4. Jay’s Telephone Conversations with Detectives, February 28 – March 15, 1999: Jay acknowledges that the detectives contacted him by phone to ask him “questions challenging what [he] had said” in the first interview (12/15/99 Tr. 158). In doing so, the police alerted Jay to the problems they had found with his story, and gave him the opportunity both to correct those statements, and to talk with potential witnesses (i.e., Cathy, Jeff, Jenn, Mark) and find out whether they had been contacted by police, and if so, what they had said.

5. Jay’s Second Pre-Interview, March 15, 1999: After determining that essentially the entirety of Jay’s first police statement was nothing but a pack of lies, the cops make a surprise visit to Jay and take him down to the police station for another round of interviews. During a three hour “pre-interview,” which was unrecorded, the detectives showed Jay the cell phone records for Adnan’s cell phone, and explained to him why they knew his earlier stories had been false.

CG: And you knew that on the 15th of March, you still felt considered like a suspect; right?
Jay: Yes.
CG: They had at that time, because they shared with you your acquaintance Adnan’s cell phone records; did they not?
Jay: Yes.
CG: Okay. And in fact, they asked you about numbers on the cell phone records; did they not?
Jay: Yes, ma’am.
CG: And they asked you to describe numbers on a cell phone printout; did they not?
Jay: Yes, ma’am. (12/15/99 Tr. 142.)

Jay later seemed to be about to acknowledge that the police “presented” him with the cell phone records prior to the interview:

CG: Well, you’ve already told us, [Jay], that you recall that they had the cell phone records; correct?
Jay: That wasn’t until the 15th, wasn’t it?
CG: No, sir.
Jay: That was the 28th?
CG: That’s what you answered, sir. Do you now not recall?
Jay: The police presented me —
Urick: Objection.
The Court: Sustained. (12/15/99 Tr. 162.)

Urick, however, jumps right in before Jay can elaborate — it seems like he is not particularly keen on having Jay explain exactly what the police did to assist him in correcting his statements.

6. Jay’s Second Recorded Interview, March 15, 1999: Three hours after Jay arrived at the police station, the tape recorded was finally turned on, and Jay gave his second recorded statement.  When confronted with his lies, Jay freely admitted to the cops that he had been lying in his earlier stories, but swears to them that he was telling the truth now.

According to Detective MacGillivary, Jay managed to do a lot better at the second interview. He testified, at the second trial, that he and Detective Ritz had “noticed that [Jay] statement did not match up to the records,” but that “[o]nce confronted with the cell phone records, [Jay] ‘remembered things a lot better’” (Brief of Appellant at 11). Great work, boys.

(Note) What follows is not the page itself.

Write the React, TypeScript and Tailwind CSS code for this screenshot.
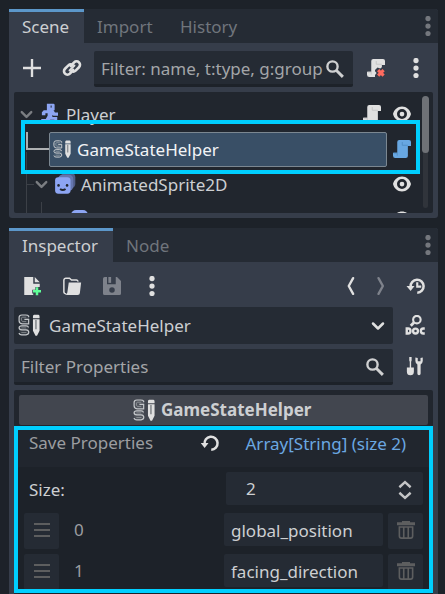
import React from "react";

type IconProps = { className?: string; size?: number };
const light = "#e0e0e0";

function Icon({ className = "", size = 20, children }: IconProps & { children: React.ReactNode }) {
  return (
    <svg className={`block shrink-0 ${className}`} width={size} height={size} viewBox="0 0 16 16" fill="none">
      {children}
    </svg>
  );
}

const Dots = ({ className = "", color = light }: { className?: string; color?: string }) => (
  <Icon className={className}>
    <circle cx="8" cy="2" r="2.1" fill={color} />
    <circle cx="8" cy="8" r="2.1" fill={color} />
    <circle cx="8" cy="14" r="2.1" fill={color} />
  </Icon>
);

const Plus = ({ className }: IconProps) => (
  <Icon className={className}>
    <path d="M7.050.8v6.250H.8v1.9h6.250v6.250h1.9V8.950h6.250V7.050H8.950V.8z" fill={light} />
  </Icon>
);

const Chain = ({ className }: IconProps) => (
  <Icon className={className}>
    <g stroke={light} strokeWidth="2.1" strokeLinecap="round">
      <path d="M7 6.400l2.700-2.900a2.750 2.750 0 0 1 3.900 3.900l-2.700 2.700a2.750 2.750 0 0 1-3.300.3" />
      <path d="M9 9.600l-2.700 2.900a2.750 2.750 0 0 1-3.900-3.900l2.700-2.700a2.750 2.750 0 0 1 3.300-.3" />
      <path d="M6 10l4-4" strokeWidth="1.500" />
    </g>
  </Icon>
);

const Search = ({ className }: IconProps) => (
  <Icon className={className}>
    <circle cx="6" cy="6" r="4.100" stroke="#cfd0d1" strokeWidth="1.900" />
    <path d="M9 9l5.300 5.300" stroke="#cfd0d1" strokeWidth="2.300" />
  </Icon>
);

const Script = ({ className, color = light, fold = "#c2c2c2" }: IconProps & { color?: string; fold?: string }) => (
  <Icon className={className}>
    <path d="M5.800.8a1.600 1.600 0 0 0-1.600 1.600v8.600H.8v2.400A1.800 1.800 0 0 0 2.600 15.200H11a1.700 1.700 0 0 0 1.700-1.700V5.500h2.500V2.400A1.600 1.600 0 0 0 13.600.8z" fill={color} />
    <path d="M8.200 2.400v2.600h4.500M1.300 11.300h2.900v2" stroke={fold} strokeWidth=".7" />
  </Icon>
);

const ScriptRemove = ({ className }: IconProps) => (
  <Icon className={className}>
    <path d="M5.800.8a1.600 1.600 0 0 0-1.600 1.600v8.600H.8v2.400A1.800 1.800 0 0 0 2.600 15.200H7.200V13.500l1.300-1.500L7.200 10.500V9.500l2-2 2.200.8 1.300-1V5.500h2.500V2.400A1.600 1.600 0 0 0 13.600.8z" fill={light} />
    <path d="M8.200 2.400v2.600h4.500M1.300 11.300h2.900v2" stroke="#c2c2c2" strokeWidth=".7" />
    <path d="M9.700 9.700l4.400 4.400m0-4.400l-4.400 4.400" stroke="#ff6b5f" strokeWidth="2.500" />
  </Icon>
);

const Eye = ({ className }: IconProps) => (
  <Icon className={className}>
    <path fillRule="evenodd" fill={light} d="M8 2C4.400 2 1.600 4.600.8 8c.8 3.400 3.600 6 7.200 6s6.400-2.600 7.200-6c-.8-3.400-3.600-6-7.200-6zm0 2a4 4 0 1 1 0 8 4 4 0 0 1 0-8zm0 2.100a1.900 1.900 0 1 0 0 3.800 1.900 1.900 0 0 0 0-3.800z" />
  </Icon>
);

const Chevron = ({ className, color = light, size }: IconProps & { color?: string }) => (
  <Icon className={className} size={size}>
    <path d="M4 6l4 4 4-4" stroke={color} strokeWidth="2" strokeLinecap="round" strokeLinejoin="round" />
  </Icon>
);

const Runner = ({ className }: IconProps) => (
  <Icon className={className}>
    <path fill="#8da5f3" d="M5.500.6h5.200a1 1 0 0 1 1 1v4.200H5.500zM3 5.800h7.800l1.200 1.800h2.400v2.600h-3.700L9.900 9.300v1.900h3.900V15h-2.300v-1.700H8.200L5.800 15H1v-2.200h3.600l1.500-2.600V8.200H4.300v1.600H1.500V7.300z" />
    <path d="M8.900 2v1.700" stroke="#21262e" strokeWidth=".8" />
  </Icon>
);

const Sprite = ({ className }: IconProps) => (
  <Icon className={className} size={22}>
    <rect x="5" y="0" width="10.500" height="11" rx="3" fill="#4f5d88" />
    <rect x="3" y="1.300" width="11" height="11.500" rx="3" fill="#6476ae" />
    <rect x=".8" y="3" width="11.200" height="12" rx="2.300" fill="#8da5f3" />
    <circle cx="3.300" cy="9" r=".95" fill="#21262e" />
    <circle cx="9.500" cy="9" r=".95" fill="#21262e" />
    <path d="M4.400 11.600q2 1.500 4 0" stroke="#21262e" strokeWidth="1.300" />
  </Icon>
);

/* Stacked G and S outlines beside a pencil */
const HelperIcon = ({ className = "", size = 20 }: IconProps) => (
  <svg className={`block shrink-0 ${className}`} width={size} height={size} viewBox="0 0 20 20" fill="none">
    <rect x="1" y="1" width="9" height="8" rx="3" fill="#bfc3c8" fillOpacity=".12" />
    <rect x="1" y="10" width="9" height="9" rx="3" fill="#bfc3c8" fillOpacity=".12" />
    <g stroke="#c5c8cb" strokeWidth="1.100">
      <path d="M9.700 3V1.900Q9 .9 7 .9H3.500Q1 .9 1 3.200v3Q1 8.700 3.700 8.900H9.700V4.900H5.800" />
      <path d="M9.500 12.300Q9.300 10.700 7.500 10.700H3.500Q1 10.700 1 12.500T3.500 14.500H7.300Q9.800 14.700 9.800 16.700T7.300 19H3.500Q1.200 19 1 17.300" />
      <path d="M7.500 2.900H4.200Q3 3 3 4.500t1.200 2.400H7.500M3 12.700H7.500M3 16.900H7.700" strokeOpacity=".5" strokeWidth=".9" />
    </g>
    <path fill={light} d="M13.600 2.300Q13.600.6 14.600.6h4q1 0 1 1.700v1.500h-6zM13.600 4.700h6v10.500L17.300 19.700h-1.400L13.600 15.200z" />
    <path d="M16.300 5.400v8.400" stroke="#8f9296" strokeWidth="1.600" />
  </svg>
);

const NewFile = ({ className }: IconProps) => (
  <Icon className={className}>
    <path fill={light} d="M1.800.8H9v5.400h5.200v2.500H10.700v2.200H8.200v3H9v1.300H1.800zM10.200.8l4 4.200h-4z" />
    <path d="M12 9v6.400M8.800 12.200h6.400" stroke="#5fff97" strokeWidth="2" />
  </Icon>
);

const Folder = ({ className }: IconProps) => (
  <Icon className={className}>
    <path d="M3.500 14.300Q1.500 14.300 1.500 12.500V3.400A1.600 1.600 0 0 1 3.100 1.800H6L7.600 3.200H11.500A1.200 1.200 0 0 1 12.700 4.500" stroke={light} strokeWidth="1.200" />
    <path fill={light} d="M5.400 5.200H15.300l-1 8.300A1.800 1.800 0 0 1 12.500 15.200H2.700Q4.100 14.500 4.300 13z" />
  </Icon>
);

const Save = ({ className }: IconProps) => (
  <Icon className={className}>
    <path fill="#7e828b" fillRule="evenodd" d="M2.200.8H4v5.700H11V.8h1l3.200 3.100V14a1.200 1.200 0 0 1-1.200 1.200H2A1.200 1.200 0 0 1 .8 14V2.200A1.400 1.400 0 0 1 2.200.8zM8 8.900a2.200 2.200 0 1 0 0 4.400 2.200 2.200 0 0 0 0-4.400z" />
    <path d="M5.100.8h2.200v4.700H5.100z" fill="#7e828b" />
  </Icon>
);

const Angle = ({ className, flip, color = light }: IconProps & { flip?: boolean; color?: string }) => (
  <Icon className={className}>
    <path d={flip ? "M6 1.700l3.500 6.300L6 14.300" : "M9.700 1.700L6.200 8l3.500 6.300"} stroke={color} strokeWidth="1.900" strokeLinecap="round" strokeLinejoin="round" />
  </Icon>
);

const History = ({ className }: IconProps) => (
  <Icon className={className}>
    <path d="M3.700 8.500A5.200 5.200 0 1 1 9 13.400" stroke={light} strokeWidth="2" />
    <path fill={light} d="M.4 8h6.400l-3.100 3.900z" />
    <path d="M9 5v3.500h3.200" stroke={light} strokeWidth="1.700" />
  </Icon>
);

const Revert = ({ className }: IconProps) => (
  <Icon className={className}>
    <path d="M3.700 9A5.200 5.200 0 1 1 9 13.400" stroke={light} strokeWidth="2" />
    <path fill={light} d="M.6 8h6.200l-3.100 4z" />
  </Icon>
);

const Doc = ({ className }: IconProps) => (
  <Icon className={className}>
    <circle cx="9.500" cy="3.700" r="3" stroke={light} strokeWidth="1.700" />
    <path d="M7.200 6L4.600 8.600" stroke={light} strokeWidth="2.200" />
    <path d="M1.400 10.800v4h1a2 2 0 0 0 0-4z" stroke={light} strokeWidth="1.900" />
    <circle cx="8.400" cy="12.800" r="1.950" stroke={light} strokeWidth="1.900" />
    <path d="M15.800 10.800h-1.100a2 2 0 0 0 0 4h1.100" stroke={light} strokeWidth="1.900" />
  </Icon>
);

const Tools = ({ className }: IconProps) => (
  <Icon className={className}>
    <path fill={light} d="M3.400.8h1.900v2.700l-.4 1v5H3.800v-5l-.4-1z" />
    <path d="M1.500 9.200h5.600V12.500a2.800 2.800 0 0 1-5.600 0z" fill={light} />
    <path fill={light} d="M8.300 1.100v2.900a3.200 3.200 0 0 0 1.600 2.700V14a1.300 1.300 0 0 0 2.600 0V6.700A3.200 3.200 0 0 0 14.200 4V1.100l-1.800.4v2.600h-2.200V1.500z" />
  </Icon>
);

const Updown = ({ className }: IconProps) => (
  <Icon className={className}>
    <path d="M3.500 5.800L8 1.700l4.500 4.100M3.500 10.200L8 14.300l4.500-4.100" stroke="#c4c5c6" strokeWidth="1.900" />
  </Icon>
);

const Grip = () => (
  <Icon>
    <path d="M1.600 3.200h12.800M1.600 8h12.800M1.600 12.800h12.800" stroke="#5d5e5f" strokeWidth="1.600" />
  </Icon>
);

const Trash = () => (
  <Icon className="ml-px">
    <path d="M4.800.8h6.400v1h4v2.400H.8V1.800h4z" fill="#5d5e5f" />
    <path d="M2.700 5.600v7.200a1.700 1.700 0 0 0 1.700 1.700h7.200a1.700 1.700 0 0 0 1.700-1.700V5.600zM6.200 5.600v8.900M9.800 5.600v8.900" stroke="#5d5e5f" strokeWidth="1.300" />
  </Icon>
);

function Tab({ label, active, className }: { label: string; active?: boolean; className: string }) {
  return (
    <div className={`h-[34px] shrink-0 border-t-[3px] pt-[3px] leading-6 ${active ? "border-[#5c97ca] bg-[#363d4a] text-[#cdcfd2]" : "border-transparent text-[#70757c]"} ${className}`}>
      {label}
    </div>
  );
}

function ArrayRow({ index, value }: { index: number; value: string }) {
  return (
    <div className="flex h-9 shrink-0">
      <div className="flex h-9 w-[35px] items-start justify-center rounded-[2px] bg-[#252b34] pl-px pt-[7px]"><Grip /></div>
      <div className="w-[165px] pl-[15px] pt-[5px] leading-6 text-[#9b9da0]">{index}</div>
      <div className="h-[33px] w-[159px] rounded-[2px] bg-[#252b34] pl-[7px] pt-[6px] leading-6 text-[#cdcfd2]">{value}</div>
      <div className="ml-[5px] flex h-9 w-[35px] items-start justify-center rounded-[2px] bg-[#252b34] pt-[7px]"><Trash /></div>
    </div>
  );
}

export default function App() {
  return (
    <div className="flex h-[594px] w-[445px] flex-col gap-[10px] overflow-hidden whitespace-nowrap bg-[#1d2229] pl-[9px] pt-[9px] font-['Noto_Sans',sans-serif] text-[17px]">
      <section className="relative flex h-[209px] w-[429px] shrink-0 flex-col rounded-[3px] bg-[#363d4a]">
        <header className="flex h-[34px] rounded-t-[3px] bg-[#252b34]">
          <Tab label="Scene" active className="w-[75px] pl-[13px]" />
          <Tab label="Import" className="w-[83px] pl-[13px]" />
          <Tab label="History" className="w-[84px] pl-[13px]" />
          <Dots className="ml-auto mt-[7px]" color="#74777d" />
        </header>
        <div className="flex h-[49px] items-start pt-2">
          <Plus className="ml-[13px] mt-[7px]" />
          <Chain className="ml-[20px] mt-[7px]" />
          <div className="ml-[12px] flex h-9 w-[259px] rounded-[2px] border-b-[3px] border-[#1d2229] bg-[#252b34] pl-[7px] pt-[6px] leading-6 text-[#a3a5a8]">
            <span className="w-[224px] overflow-hidden">Filter: name, t:type, g:group</span>
            <Search className="mt-[2px]" />
          </div>
          <ScriptRemove className="ml-[13px] mt-[7px]" />
          <Dots className="ml-[20px] mt-[7px]" />
        </div>
        <div className="relative ml-[5px] h-[121px] w-[419px] overflow-hidden rounded-[2px] bg-[#21262e] pt-[5px] leading-[35px] text-[#cdcfd2]">
          <svg className="absolute left-0 top-0" width="60" height="121" fill="none">
            <path d="M12.500 60v61M13 92.500h7M27.500 110v11" stroke="#3c4047" />
            <path d="M13 40v17h22" stroke="#aeb0b2" strokeWidth="2" />
          </svg>
          <div className="flex h-[35px] items-center">
            <Chevron className="ml-[3px]" color="#7b7e82" size={19} />
            <Runner className="ml-[4px] -mt-[3px]" />
            <span className="ml-[6px] w-[291px]">Player</span>
            <Script className="ml-[5px] -mt-[2px]" />
            <Eye className="ml-[10px] -mt-[1px]" />
          </div>
          <div className="flex h-[35px] items-center">
            <div className="relative ml-[35px] flex h-[35px] w-[338px] items-center rounded-[2px] border border-[#7b8791] bg-[#394f66] text-[#f2f4f6]">
              <HelperIcon className="ml-[3px] -mt-[2px]" size={18} />
              <span className="ml-[6px]">GameStateHelper</span>
            </div>
            <Script className="ml-[5px] -mt-[1px]" color="#68a7e2" fold="#4f8dc5" />
          </div>
          <div className="flex h-[35px] items-center">
            <Chevron className="ml-[18px]" color="#7b7e82" size={19} />
            <Sprite className="ml-[3px] -mt-[2px]" />
            <span className="ml-[5px] w-[311px]">AnimatedSprite2D</span>
            <Eye className="-mt-[1px]" />
          </div>
          <div className="flex h-[35px] pt-[7px]">
            <div className="ml-[57px] mt-[1px] h-5 w-[17px] rounded-t-[5px] bg-[#8da5f3]" />
            <Eye className="ml-[304px]" />
          </div>
          <div className="absolute left-[408px] top-[4px] h-[112px] w-[7px]">
            <div className="mx-auto h-full w-[5px] rounded-full bg-[#30343b]" />
            <div className="absolute left-0 top-0 h-[57px] w-[7px] rounded-full bg-[#6f7277]" />
          </div>
        </div>
        <div className="absolute left-3 top-[111px] h-[54px] w-[399px] border-4 border-[#00cfff]" />
      </section>

      <section className="relative flex h-[370px] w-[429px] shrink-0 flex-col rounded-t-[3px] bg-[#363d4a]">
        <header className="flex h-[34px] rounded-t-[3px] bg-[#252b34]">
          <Tab label="Inspector" active className="w-[104px] pl-[13px]" />
          <Tab label="Node" className="w-[70px] pl-[13px]" />
          <Dots className="ml-auto mt-[7px]" color="#74777d" />
        </header>
        <div className="flex h-[45px] items-start pt-[14px]">
          <NewFile className="ml-[13px]" />
          <Folder className="ml-[20px]" />
          <Save className="ml-[20px]" />
          <Dots className="ml-[20px]" />
          <Angle className="ml-[179px]" />
          <Angle className="ml-[10px]" flip color="#7e828b" />
          <History className="ml-[15px]" />
        </div>
        <div className="flex h-[42px]">
          <div className="ml-[5px] flex h-[37px] w-[379px] items-center rounded-[2px] bg-[#252b34] text-[#cdcfd2]">
            <HelperIcon className="ml-[4px] -mt-px" size={22} />
            <span className="ml-[9px] w-[319px]">GameStateHelper</span>
            <Chevron size={20} />
          </div>
          <Doc className="ml-[12px] mt-[8px]" />
        </div>
        <div className="flex h-[41px]">
          <div className="ml-[5px] flex h-9 w-[379px] rounded-[2px] border-b-[3px] border-[#1d2229] bg-[#252b34] pl-[7px] pt-[6px] leading-6 text-[#a3a5a8]">
            <span className="w-[344px]">Filter Properties</span>
            <Search className="mt-[2px]" />
          </div>
          <Tools className="ml-[12px] mt-[7px]" />
        </div>
        <div className="ml-[5px] flex min-h-0 w-[419px] grow flex-col overflow-hidden rounded-t-[2px] bg-[#21262e] pt-[5px]">
          <div className="mx-[5px] flex h-[30px] shrink-0 items-center rounded-[2px] bg-[#42464f] font-bold text-[#cdcfd2]">
            <HelperIcon className="ml-[114px]" size={22} />
            <span className="-mt-px ml-[6px]">GameStateHelper</span>
          </div>
          <div className="flex h-[42px] shrink-0 pt-[6px] leading-6">
            <span className="w-[171px] pl-[15px] text-[#9b9da0]">Save Properties</span>
            <Revert className="ml-[15px] mt-[2px]" />
            <span className="ml-[25.5px] pt-px text-[#6ba8e2]">Array[String] (size 2)</span>
          </div>
          <div className="mx-[4px] flex grow flex-col rounded-t-[2px] bg-[#1d2229] pl-[6px] pt-[5px]">
            <div className="mb-[8px] flex h-[33px] shrink-0">
              <span className="w-[202px] pl-[5px] pt-[6px] leading-6 text-[#cdcfd2]">Size:</span>
              <div className="flex h-[33px] w-[197px] rounded-[2px] bg-[#252b34] pl-[20px] pt-[5px] leading-6 text-[#cdcfd2]">
                <span className="w-[149px]">2</span>
                <Updown className="mt-[3px]" />
              </div>
            </div>
            <div className="flex flex-col gap-[5px]">
              <ArrayRow index={0} value="global_position" />
              <ArrayRow index={1} value="facing_direction" />
            </div>
          </div>
        </div>
        <div className="absolute left-[5px] top-[198px] h-[167px] w-[419px] border-4 border-[#00cfff]" />
      </section>
    </div>
  );
}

Of course, the only things Jay “remembered [ ] a lot better” during that interview were the things that the detectives had identified as being false, and told him he needed to change. All of those lies that the detectives hadn’t caught? Jay stuck by them, now with the knowledge that the cops had not been able to disprove what he had said. On the other hand, all the parts of his story that did conflict with the evidence he was happy to abandon, and he adopted a new version of events in their place, telling new lies to replace the lies that had already been uncovered:

CG: Now, the second time that you spoke to them, the time when they confronted you with your earlier lies, you told us you then told them the truth; correct?
Jay: The second time?
CG: The second time —
Jay: Not the complete truth.
CG: on the 15th of March; correct?
Jay: No, ma’ am, I did not.
CG: You didn’t tell them the whole truth?
Jay: No, ma’am, I did not.
CG: You again lied to them; correct?
Jay: Yes, ma’am.
CG: At a time when they had it on tape; correct?
Jay: Yes, ma’am.
CG: You lied the first time and you attempted to correct some of those lies, right?
Jay: Yes, ma’am.
CG: But you again lied about other things, isn’t that correct?
Jay: Yes, ma’am. (12/15/99 Tr. 192.)

So the version of events Jay gives in the second interview is still not the truth, but it is a much improved lie compared to his first version of events. (He even almost succeeds in telling a story that does not involve either Hae’s car or Adnan’s car randomly disappearing!)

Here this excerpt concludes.